Fragility and hysteretic creep in frictional granular jamming

Abstract

The granular jamming transition is experimentally investigated in a two-dimensional system of frictional, bi-dispersed disks subject to quasi-static, uniaxial compression at zero granular temperature. Currently accepted results show the jamming transition occurs at a critical packing fraction φc. In contrast, we observe the first compression cycle exhibits fragility - metastable configuration with simultaneous jammed and un-jammed clusters - over a small interval in packing fraction (φ1 < φ < φ2). The fragile state separates the two conditions that define φc with an exponential rise in pressure starting at φ1 and an exponential fall in disk displacements ending at φ2. The results are explained through a percolation mechanism of stressed contacts where cluster growth exhibits strong spatial correlation with disk displacements. Measurements with several disk materials of varying elastic moduli E and friction coefficients μ, show friction directly controls the start of the fragile state, but indirectly controls the exponential slope.

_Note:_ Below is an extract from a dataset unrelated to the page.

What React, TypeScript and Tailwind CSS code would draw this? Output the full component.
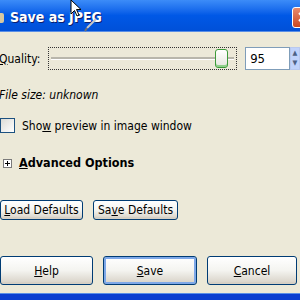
import React from "react";

const font = { fontFamily: '"DejaVu Sans Condensed", "DejaVu Sans", Tahoma, sans-serif' };

function XpButton({ children, w, h, def }: { children: React.ReactNode; w: string; h: string; def?: boolean }) {
  return (
    <div
      className={`${w} ${h} whitespace-nowrap rounded-[3px] border border-[#003c74] flex items-center justify-center text-black bg-gradient-to-b from-[#ffffff] via-[#f4f4f0] to-[#d6d0c5] ${def ? "shadow-[inset_0_0_0_2px_#7ea8e8]" : "shadow-[inset_0_-2px_0_0_#d6d0c5]"}`}
    >
      {children}
    </div>
  );
}

export default function App() {
  return (
    <div className="relative w-[300px] h-[300px] overflow-hidden bg-[#ece9d8] flex flex-col text-[12px] text-black" style={font}>
      {/* Title bar */}
      <div className="h-[32px] shrink-0 flex items-center bg-gradient-to-b from-[#3c8cf8] via-[#0058e6] to-[#0050d8] border-b border-[#5a8fe6] relative">
        <div className="w-[4px] h-[10px] bg-[#d8c8a0] rounded-r-[2px] ml-0 mt-[4px]" />
        <span className="ml-[6px] mt-[4px] text-white font-bold text-[14px] [text-shadow:1px_1px_0_#0a1e6e]">Save as JPEG</span>
        <div className="ml-auto mr-[-14px] mt-[3px] w-[22px] h-[21px] rounded-[3px] border border-white bg-gradient-to-b from-[#e88a6c] to-[#c8461f] flex items-center justify-center">
          <svg width="10" height="10" viewBox="0 0 10 10">
            <path d="M1 1 L9 9 M9 1 L1 9" stroke="white" strokeWidth="2" />
          </svg>
        </div>
      </div>

      {/* Body */}
      <div className="flex flex-col flex-1">
        {/* Quality row */}
        <div className="mt-[15px] h-[23px] flex items-center">
          <span className="ml-[-1px] w-[49px]"><u>Q</u>uality:</span>
          <div className="w-[190px] h-[23px] border border-dotted border-[#333] flex items-center px-[2px] relative">
            <div className="flex-1 h-[3px] bg-[#b8b6ab] border-b border-white" />
            <div className="absolute left-[166px] top-[1px] w-[13px] h-[19px] rounded-[3px] border border-[#3d9a3a] bg-gradient-to-b from-white to-[#e6e6de] shadow-[inset_0_-2px_0_#8fd08a]" />
          </div>
          <div className="ml-[8px] w-[45px] h-[23px] border border-[#7f9db9] bg-white flex items-center pl-[4px] text-[13px]">95</div>
          <div className="w-[10px] h-[23px] flex flex-col bg-[#c1d3fb] border border-[#b9c9ef]">
            <div className="flex-1 flex items-center justify-center text-[#4d6185] text-[7px] leading-none">▲</div>
            <div className="flex-1 flex items-center justify-center text-[#4d6185] text-[7px] leading-none">▼</div>
          </div>
        </div>

        {/* File size */}
        <div className="mt-[19px] ml-[-1px] italic h-[12px] leading-[12px]">File size: unknown</div>

        {/* Checkbox */}
        <div className="mt-[17px] flex items-center h-[15px]">
          <div className="w-[15px] h-[15px] border border-[#1c5180] bg-gradient-to-br from-[#dcdcd7] to-white" />
          <span className="ml-[7px]">Sho<u>w</u> preview in image window</span>
        </div>

        {/* Advanced */}
        <div className="mt-[25px] flex items-center h-[10px]">
          <div className="ml-[3px] w-[9px] h-[9px] border border-[#7a7a7a] bg-white flex items-center justify-center">
            <svg width="7" height="7" viewBox="0 0 7 7">
              <path d="M1 3.5 H6 M3.5 1 V6" stroke="black" strokeWidth="1" />
            </svg>
          </div>
          <span className="ml-[7px] font-bold text-[12.5px]"><u>A</u>dvanced Options</span>
        </div>

        {/* Defaults */}
        <div className="mt-[32px] flex gap-[10px]">
          <XpButton w="w-[83px]" h="h-[20px]"><span><u>L</u>oad Defaults</span></XpButton>
          <XpButton w="w-[85px]" h="h-[20px]"><span>Sa<u>v</u>e Defaults</span></XpButton>
        </div>

        {/* Bottom buttons */}
        <div className="mt-[36px] flex gap-[10px]">
          <XpButton w="w-[93px]" h="h-[29px]"><span><u>H</u>elp</span></XpButton>
          <XpButton w="w-[94px]" h="h-[29px]" def><span><u>S</u>ave</span></XpButton>
          <XpButton w="w-[90px]" h="h-[29px]"><span><u>C</u>ancel</span></XpButton>
        </div>
      </div>

      {/* Bottom window frame */}
      <div className="h-[7px] shrink-0 bg-[#0a3ed0] border-t border-[#5a8fe6]" />

      {/* Mouse cursor overlay */}
      <svg className="absolute left-[70px] top-0" width="14" height="17" viewBox="0 0 14 17">
        <path d="M1 0 L1 14 L4.5 10.5 L7 16 L9 15 L6.5 9.5 L11 9.5 Z" fill="white" stroke="black" strokeWidth="1" />
      </svg>
      <svg className="absolute left-[84px] top-[18px]" width="14" height="14" viewBox="0 0 14 14">
        <path d="M12 1 L3 10" stroke="#c8c8c8" strokeWidth="2" />
        <path d="M3 10 L1 13" stroke="#707070" strokeWidth="2" />
      </svg>
    </div>
  );
}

Additionally, we experimentally confirm recent predictions relating the dependence of φc on μ. Under repetitive loading (compression), the system exhibits hysteresis in pressure, and the onset φc increases slowly with repetition number. This friction induced hysteretic creep is interpreted as the granular pack's evolution from a metastable to an eventual structurally stable configuration. It is shown to depend upon the quasi-static step size φ which provides the only perturbative mechanism in the experimental protocol, and the friction coefficient μ which acts to stabilize the pack.